Lot 319 is a Mauser “red Nine” C96 Broomhandle with matching stock and leather harness. A red numeral “9” is branded onto both sides of the grip to let the user know it takes 9mm ammunition rather than 7.63 mm ammunition.
Before the G43 was developed, the G41 rifle was an attempt at a semi-automatic rifle. The G41 used a gas trap system that was found to be unreliable in combat. About 145,000 were made before the rifle was redesigned into the G43 with the gas port system borrowed from captured Soviet SVT-40 rifles.
The Crockett Collection has a diverse cross section of bladed German weapons issued to the Luftwaffe, Kriegsmarine, and various arms of the Nazi Party, like the National Socialist Motor Corps and the Postal Protection Force.
Lot 353 is a World War 2 German Technical Emergency Corps (TeNo) leader’s dagger. The Technical Emergency Corps started as a strikebreaking organization after World War I that was transformed by the Nazi party into an auxiliary police force.
Ernst Rohm led the Nazi-aligned Sturmabteilung (SA), or Brown Shirts, that were paramilitary stormtroopers that used street violence to enforce control. The group was purged in June 1934 in the Night of the Long Knives as Adolph Hitler sought to consolidate power.
An Eickhorn SA dagger with Rohm inscription and sheath is Lot 1436. Prior to the purge, the SA could issue honor daggers with an inscription that read “In Herzlicher Freundschaft Ernst Rohm" (In Heartfelt Friendship Ernst Rohm). Following the purge, SA members who received the dagger were required to remove the inscription or destroy the blade so surviving examples are rare.
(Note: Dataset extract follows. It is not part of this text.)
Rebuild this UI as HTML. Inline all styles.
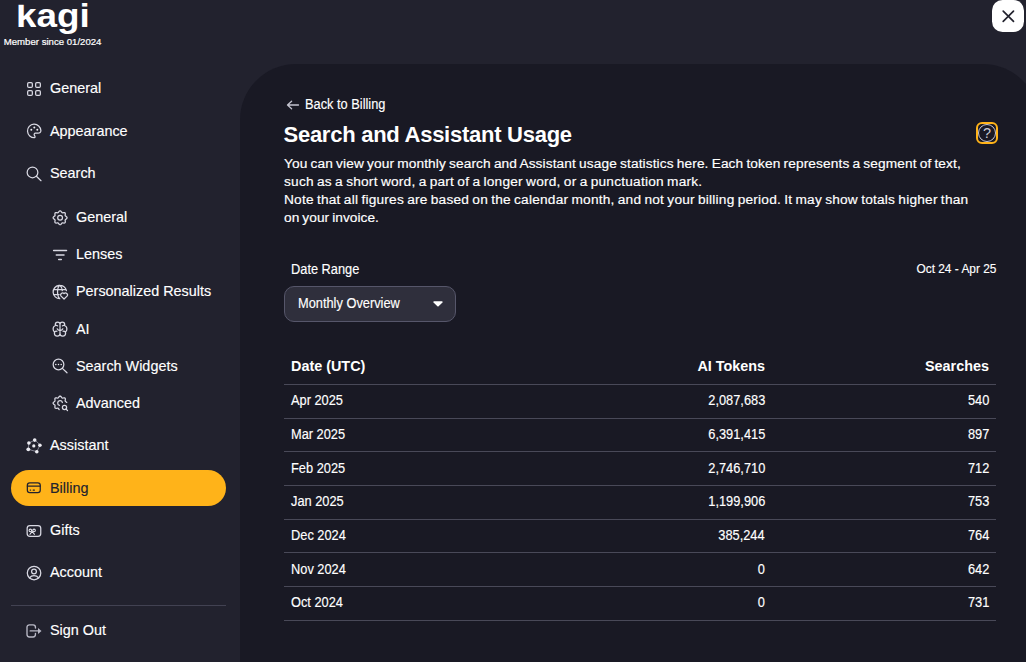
<!DOCTYPE html>
<html lang="en">
<head>
<meta charset="utf-8">
<title>Kagi Settings - Search and Assistant Usage</title>
<style>
*{box-sizing:border-box;margin:0;padding:0}
html,body{width:1026px;height:662px;overflow:hidden;background:#22222e;color:#fff;
  font-family:"Liberation Sans","DejaVu Sans",sans-serif;}
body{position:relative}
.sidebar{position:absolute;left:0;top:0;width:240px;height:662px;background:#22222e}
.logo{position:absolute;left:15.8px;top:-4.9px;font-size:34px;font-weight:bold;transform:scaleX(1.085);transform-origin:0 0;line-height:40px;color:#fff;white-space:nowrap}
.logo span{display:inline-block;clip-path:inset(9.7px 0 0 0)}
.member{position:absolute;left:3.8px;top:35.6px;font-size:9.6px;line-height:12px;color:#fff;white-space:nowrap;-webkit-text-stroke:.2px #fff}
.nav a{position:absolute;left:11px;width:215px;height:36px;border-radius:18px;color:#fff;text-decoration:none;font-size:14.4px;line-height:36px;white-space:nowrap}
.nav a svg{position:absolute;left:13px;top:8px;width:20px;height:20px;stroke:#d9d9e3;fill:none;stroke-width:1.25;stroke-linecap:round;stroke-linejoin:round;overflow:visible}
.nav a svg .f{fill:#ececf2;stroke:none}
.nav a span{position:absolute;left:39px;top:0;-webkit-text-stroke:.15px currentColor}
.nav a.sub svg{left:39px}
.nav a.sub span{left:65px}
.nav a.active{background:#ffb319;color:#22222e}
.nav a.active svg{stroke:#22222e}
.nav a.active svg .f{fill:#22222e}
.divider{position:absolute;left:11px;top:605px;width:215px;height:1px;background:#424252}
.panel{position:absolute;left:240px;top:64px;width:799px;height:700px;background:#191924;border-radius:56px 56px 0 0}
.close{position:absolute;left:992px;top:0;width:32px;height:32px;background:#fff;border-radius:10.5px}
.close svg{position:absolute;left:6px;top:6px;width:20px;height:20px;stroke:#22222e;stroke-width:1.7;stroke-linecap:round;fill:none}
td .n,td .nr{position:relative;top:-1px}
.n,.nr{-webkit-text-stroke:.15px currentColor}
.n{display:inline-block;transform:scaleX(.915);transform-origin:0 50%;white-space:nowrap}
.nr{display:inline-block;transform:scaleX(.915);transform-origin:100% 50%;white-space:nowrap}
.back{position:absolute;left:286px;top:95px;font-size:14px;line-height:18px;white-space:nowrap;color:#fff}
.back svg{position:absolute;left:0;top:3.8px;width:14px;height:12px;stroke:#c4c4d0;stroke-width:1.3;fill:none;stroke-linecap:round;stroke-linejoin:round}
.back .n{position:absolute;left:18.7px;top:0}
h1{position:absolute;left:283.5px;top:122px;letter-spacing:-.26px;font-size:22px;line-height:26px;font-weight:bold;white-space:nowrap}
.desc{position:absolute;left:284px;top:155px;font-size:13.7px;line-height:18px;word-spacing:-.8px;letter-spacing:.13px;-webkit-text-stroke:.18px #fff;white-space:nowrap;color:#fff}
.help{position:absolute;left:976px;top:122px;width:22px;height:22px;border:2px solid #ffb319;border-radius:6px}
.help b{position:absolute;left:0;top:0;width:18px;height:18px;border:1px solid #c8c8d4;border-radius:50%;font-weight:normal;font-size:14.5px;line-height:17px;text-align:center;color:#c8c8d4}
.lbl{position:absolute;left:290.5px;top:260px;font-size:14px;line-height:18px}
.range{position:absolute;right:29.6px;top:260px;font-size:13px;line-height:18px}
.select{position:absolute;left:284px;top:286px;width:172px;height:36px;border:1px solid #56566a;border-radius:10px;background:#2f2f3c;font-size:14px;line-height:33px;padding-left:12.6px}
.select svg{position:absolute;left:147px;top:13px;width:12px;height:8px;fill:#fff}
table{position:absolute;left:284px;top:348.45px;width:712px;border-collapse:collapse;font-size:14px}
th,td{height:33.7px;padding:0 7px;border-bottom:1px solid #494958;text-align:right;vertical-align:middle}
th:first-child,td:first-child{text-align:left}
th{font-weight:bold;height:36px;font-size:14.4px}
</style>
</head>
<body>
<div class="sidebar">
  <div class="logo"><span>k</span>agi</div>
  <div class="member">Member since 01/2024</div>
  <div class="nav">
    <a style="top:70px"><svg viewBox="0 0 20 20"><rect x="3.65" y="4.65" width="4.7" height="4.7" rx="1.2"/><rect x="11.65" y="4.65" width="4.7" height="4.7" rx="1.2"/><rect x="3.65" y="12.65" width="4.7" height="4.7" rx="1.2"/><rect x="11.65" y="12.65" width="4.7" height="4.7" rx="1.2"/></svg><span>General</span></a>
    <a style="top:113px"><svg viewBox="0 0 20 20"><path d="M10.6 16.6A6.7 6.7 0 1 1 16.9 9.6c.1 1.7-1.3 2.6-2.8 2.6h-2.7a1.3 1.3 0 0 0-1 2.1c.7.9.9 2.1.2 2.3z"/><circle class="f" cx="7.3" cy="8.8" r="1"/><circle class="f" cx="10.3" cy="6.5" r="1"/><circle class="f" cx="13.3" cy="8.8" r="1"/></svg><span>Appearance</span></a>
    <a style="top:155px"><svg viewBox="0 0 20 20"><circle cx="8.5" cy="9.4" r="5.35"/><path d="M12.4 13.3l4.6 4.4"/></svg><span>Search</span></a>
    <a class="sub" style="top:199px"><svg viewBox="0 0 20 20"><path d="M10.1 3.8L10.8 4.1L11.3 4.7L11.8 5.3L12.2 5.7L12.8 5.8L13.6 5.6L14.4 5.6L15.0 5.9L15.3 6.5L15.3 7.3L15.1 8.1L15.2 8.7L15.6 9.1L16.2 9.6L16.8 10.1L17.1 10.8L16.8 11.5L16.2 12.0L15.6 12.5L15.2 12.9L15.1 13.5L15.3 14.3L15.3 15.1L15.0 15.7L14.4 16.0L13.6 16.0L12.8 15.8L12.2 15.9L11.8 16.3L11.3 16.9L10.8 17.5L10.1 17.8L9.4 17.5L8.9 16.9L8.4 16.3L8.0 15.9L7.4 15.8L6.6 16.0L5.8 16.0L5.2 15.7L4.9 15.1L4.9 14.3L5.1 13.5L5.0 12.9L4.6 12.5L4.0 12.0L3.4 11.5L3.1 10.8L3.4 10.1L4.0 9.6L4.6 9.1L5.0 8.7L5.1 8.1L4.9 7.3L4.9 6.5L5.2 5.9L5.8 5.6L6.6 5.6L7.4 5.8L8.0 5.7L8.4 5.3L8.9 4.7L9.4 4.1Z"/><circle cx="10.1" cy="10.8" r="2.4"/></svg><span>General</span></a>
    <a class="sub" style="top:236px"><svg viewBox="0 0 20 20" style="stroke-width:1.5"><path d="M3.6 6.4h12.9M6.3 11h7.7M8.7 15.5h2.6"/></svg><span>Lenses</span></a>
    <a class="sub" style="top:273px"><svg viewBox="0 0 20 20"><path d="M16.4 9.6A6.7 6.7 0 1 0 9.8 17.7M3.5 8.5h12.6M3.5 13.6h5.6M9.8 4.3c-3 2.3-3 10.9 0 13.4M9.8 4.3c1.500 1.2 2.300 2.900 2.500 5.300"/><path d="M14.05 18l-3-2.900a1.900 1.900 0 0 1 3-2.400a1.900 1.900 0 0 1 3 2.400z"/></svg><span>Personalized Results</span></a>
    <a class="sub" style="top:311px"><svg viewBox="0 0 20 20"><path d="M10 5.300C10 4 9 3.100 7.700 3.100C6.300 3.100 5.300 4.100 5.300 5.500C5.300 5.900 5.400 6.200 5.500 6.500C4.100 7 3.100 8.400 3.100 10C3.100 11.200 3.700 12.300 4.600 13C4.500 13.400 4.400 13.800 4.400 14.200C4.400 15.800 5.700 17 7.300 17C8.800 17 10 15.900 10 14.400M10 5.3 C10 4 11 3.1 12.3 3.1 C13.7 3.1 14.7 4.1 14.7 5.5 C14.7 5.9 14.6 6.2 14.5 6.5 C15.9 7 16.9 8.4 16.9 10 C16.9 11.2 16.3 12.3 15.4 13 C15.5 13.4 15.6 13.8 15.6 14.2 C15.6 15.8 14.3 17 12.7 17 C11.2 17 10 15.9 10 14.4M10 5.300V14.400M5.500 6.500c.8-.3 1.600-.1 2.100.4M14.500 6.500c-.8-.3-1.600-.1-2.100.4M4.600 13c.6-.6 1.500-.9 2.300-.7M15.400 13c-.6-.6-1.500-.9-2.300-.7M7.200 9.800c.3 1 1.400 1.700 2.800 1.700s2.500-.7 2.800-1.700"/></svg><span>AI</span></a>
    <a class="sub" style="top:348px"><svg viewBox="0 0 20 20"><circle cx="8.500" cy="8.500" r="5.350"/><path d="M12.400 12.400l4.600 4.400"/><circle class="f" cx="5.800" cy="8.500" r=".75"/><circle class="f" cx="8.500" cy="8.500" r=".75"/><circle class="f" cx="11.200" cy="8.500" r=".75"/></svg><span>Search Widgets</span></a>
    <a class="sub" style="top:385px"><svg viewBox="0 0 20 20"><path d="M9.2 16.6L8.7 16.0L8.3 15.4L7.9 15.1L7.3 15.2L6.5 15.3L5.7 15.3L5.1 15.0L4.9 14.4L4.9 13.6L5.0 12.9L5.0 12.3L4.7 11.8L4.1 11.4L3.5 10.9L3.1 10.3L3.2 9.7L3.7 9.1L4.3 8.7L4.8 8.3L5.1 7.8L5.0 7.2L4.9 6.4L4.9 5.6L5.2 5.1L5.9 4.8L6.7 4.9L7.4 5.1L8.0 5.0L8.4 4.7L8.8 4.1L9.3 3.4L9.9 3.1L10.6 3.2L11.1 3.7L11.6 4.4L12.0 4.9L12.5 5.1L13.1 5.0L13.9 4.9L14.7 4.9L15.2 5.3L15.4 6.0L15.3 6.8L15.1 7.5L15.2 8.0L15.6 8.5L16.2 8.9L16.8 9.4"/><path d="M9.500 12.400A2.400 2.400 0 1 1 12.400 9.500"/><circle cx="14.500" cy="14.500" r="2.100"/><path d="M16.100 16.100l1.400 1.400"/></svg><span>Advanced</span></a>
    <a style="top:427px"><svg viewBox="0 0 20 20"><path style="stroke-width:.8;stroke:#9c9cab" d="M10.700 5.100L4.900 8 4.300 14.300 12.800 16.700 15.900 10.300z"/><circle class="f" cx="10.700" cy="5.100" r="1.800"/><circle class="f" cx="4.900" cy="8" r="1.800"/><circle class="f" cx="15.900" cy="10.300" r="1.800"/><circle class="f" cx="4.300" cy="14.300" r="1.900"/><circle class="f" cx="12.800" cy="16.700" r="1.800"/><circle class="f" cx="9.800" cy="10.900" r="1.600"/></svg><span>Assistant</span></a>
    <a class="active" style="top:470px"><svg viewBox="0 0 20 20"><rect x="3.350" y="4.750" width="12.900" height="9.900" rx="2.400"/><path d="M3.400 8.100h12.800M6.200 12.100h.4M9.200 12.100h1.200"/></svg><span>Billing</span></a>
    <a style="top:512px"><svg viewBox="0 0 20 20"><rect x="3.150" y="5.550" width="13.600" height="10.800" rx="2.800"/><g style="stroke-width:1.05;stroke:#e6e6ee"><circle cx="6.350" cy="10.400" r="1.300"/><circle cx="10.050" cy="10.400" r="1.300"/><path d="M8.200 11.500l2.300 2.800M8.200 11.500l-2.300 2.800"/></g></svg><span>Gifts</span></a>
    <a style="top:554px"><svg viewBox="0 0 20 20"><circle cx="10.050" cy="11" r="6.750"/><circle cx="10" cy="9.500" r="2.400"/><path d="M5.500 15.900c2.300-3 6.700-3 9.100 0"/></svg><span>Account</span></a>
    <a style="top:612px"><svg viewBox="0 0 20 20" style="stroke:#b9b9c6;stroke-width:1.35"><path d="M11.450 8V7.200a2.400 2.400 0 0 0-2.400-2.400H5.400a2.400 2.400 0 0 0-2.400 2.400v7.400a2.400 2.400 0 0 0 2.400 2.400h3.650a2.400 2.400 0 0 0 2.400-2.400V13.300M6.200 10.900h8.500"/><path style="fill:#b9b9c6;stroke:none" d="M14 7.900l3.500 3-3.500 3z"/></svg><span>Sign Out</span></a>
  </div>
  <div class="divider"></div>
</div>
<div class="panel"></div>
<div class="close"><svg viewBox="0 0 20 20"><path d="M5.200 5.200l10.300 10.200M15.500 5.200L5.200 15.400"/></svg></div>
<div class="back"><svg viewBox="0 0 14 12"><path d="M1.500 6h11M5.600 2.300L1.500 6l4.100 3.700"/></svg><span class="n">Back to Billing</span></div>
<h1>Search and Assistant Usage</h1>
<div class="help"><b>?</b></div>
<div class="desc"><span style="letter-spacing:.112px">You can view your monthly search and Assistant usage statistics here. Each token represents a segment of text,</span><br><span style="letter-spacing:.216px">such as a short word, a part of a longer word, or a punctuation mark.</span><br><span style="letter-spacing:.21px">Note that all figures are based on the calendar month, and not your billing period. It may show totals higher than</span><br><span style="letter-spacing:.04px">on your invoice.</span></div>
<div class="lbl"><span class="n">Date Range</span></div>
<div class="range"><span class="nr">Oct 24 - Apr 25</span></div>
<div class="select"><span class="n">Monthly Overview</span><svg viewBox="0 0 12 8"><path d="M2 1.300h8a.7.700 0 0 1 .5 1.200L6.600 6.200a.85.850 0 0 1-1.200 0L1.500 2.500a.7.700 0 0 1 .5-1.200z"/></svg></div>
<table>
<tr><th>Date (UTC)</th><th>AI Tokens</th><th>Searches</th></tr>
<tr><td><span class="n">Apr 2025</span></td><td><span class="nr">2,087,683</span></td><td><span class="nr">540</span></td></tr>
<tr><td><span class="n">Mar 2025</span></td><td><span class="nr">6,391,415</span></td><td><span class="nr">897</span></td></tr>
<tr><td><span class="n">Feb 2025</span></td><td><span class="nr">2,746,710</span></td><td><span class="nr">712</span></td></tr>
<tr><td><span class="n">Jan 2025</span></td><td><span class="nr">1,199,906</span></td><td><span class="nr">753</span></td></tr>
<tr><td><span class="n">Dec 2024</span></td><td><span class="nr">385,244</span></td><td><span class="nr">764</span></td></tr>
<tr><td><span class="n">Nov 2024</span></td><td><span class="nr">0</span></td><td><span class="nr">642</span></td></tr>
<tr><td><span class="n">Oct 2024</span></td><td><span class="nr">0</span></td><td><span class="nr">731</span></td></tr>
</table>
</body>
</html>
Legendary weapons with historic connections to the largest conflict in human history can be found in this well-curated collection, whether it is the weapons of the victorious allies or the menacing horror of the Nazis. If a German military arm is something a collector lacks, then it is sure to be part of the extensive Paul Crockett Jr. Collection available in Rock Island Auction Company’s Premier Auction, Dec. 9-11.